Review questions LANL tritium venting, infant dose estimates in White Rock
An independent review says LANL’s White Rock tritium dose estimate for an infant was 0.063 millirem, while more than 99% of the tritium stayed in the containers.

Concerned Citizens for Nuclear Safety says a new review of Los Alamos National Laboratory’s tritium reports raises fresh questions about whether the September 2025 venting at Technical Area 54, Area G, near White Rock was needed at all. The May 2026 analysis by Arjun Makhijani for Communities for Clean Water says the operation, which began Sept. 15, 2025 and ran for several days, released about 123 curies of tritium, with 88% as HT and the rest as HTO.
The same review says LANL’s highest dose estimate for the full operation was 0.0189 millirem to an adult and 0.063 millirem to an infant at a White Rock location. That infant estimate is far below the 10 millirem annual public dose standard in DOE’s air-emissions rule, but the review says the bigger issue is necessity: LANL justified venting on a possible hydrogen-oxygen buildup from radiolysis, yet no pressure increase was found in any of the four FTWCs.

The review also says LANL data indicate well over 99% of the tritium remained in the FTWCs, presumably inside the specialized AL-M1 canisters. LANL later released FTWC Radioactive Air Emissions Summary, Volume 1 on Nov. 14, 2025 and Volume 2 on Feb. 17, 2026, with Volume 1 saying the final container was shipped off-site that same day and emissions for the whole operation were less than 123 curies.

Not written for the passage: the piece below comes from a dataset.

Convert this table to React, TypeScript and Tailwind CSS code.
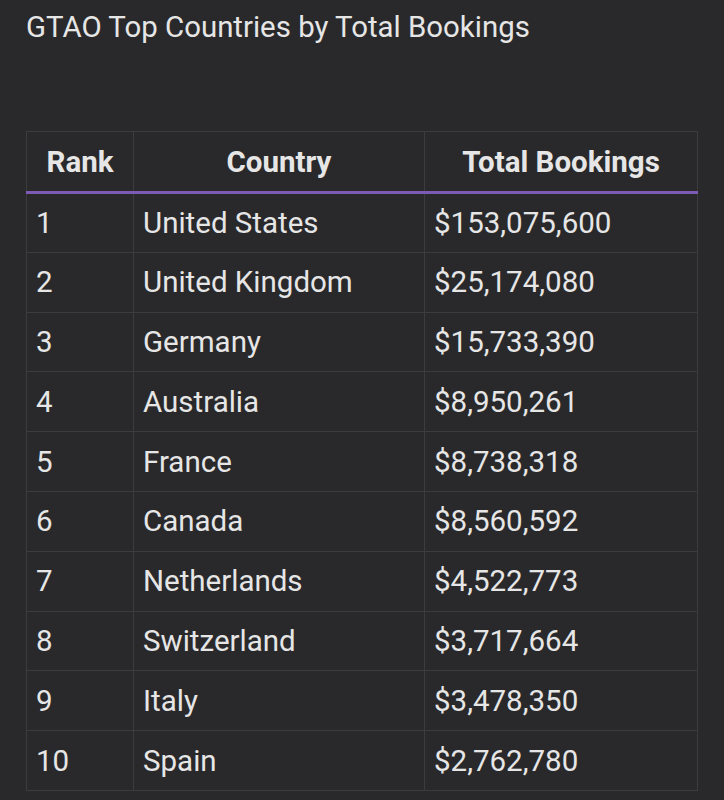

This is not the first time community scientists have argued that LANL’s calculations missed the most vulnerable people. In November 2024, a review commissioned for Tewa Women United said infants and small children can receive about three times the dose of adults from tritium exposure and faulted LANL for leaving infant and child dose calculations out of its compliance application. Kathy Wan Povi Sanchez, one of Tewa Women United’s co-founders, said the omission left children out of the public-health analysis.
New Mexico Environment Department Secretary James C. Kenney’s agency required extra safeguards in 2025, including an independent technical review, a public meeting, tribal consultation and a compliance audit. LANL/NNSA’s independent technical review concluded the best technical option was to depressurize the FTWCs in place at Area G and then move them onsite to the Weapons Engineering Tritium Facility. For White Rock families, the central question remains whether the air pathway was the only one that mattered, or whether regulators should have demanded a different answer before the containers were vented.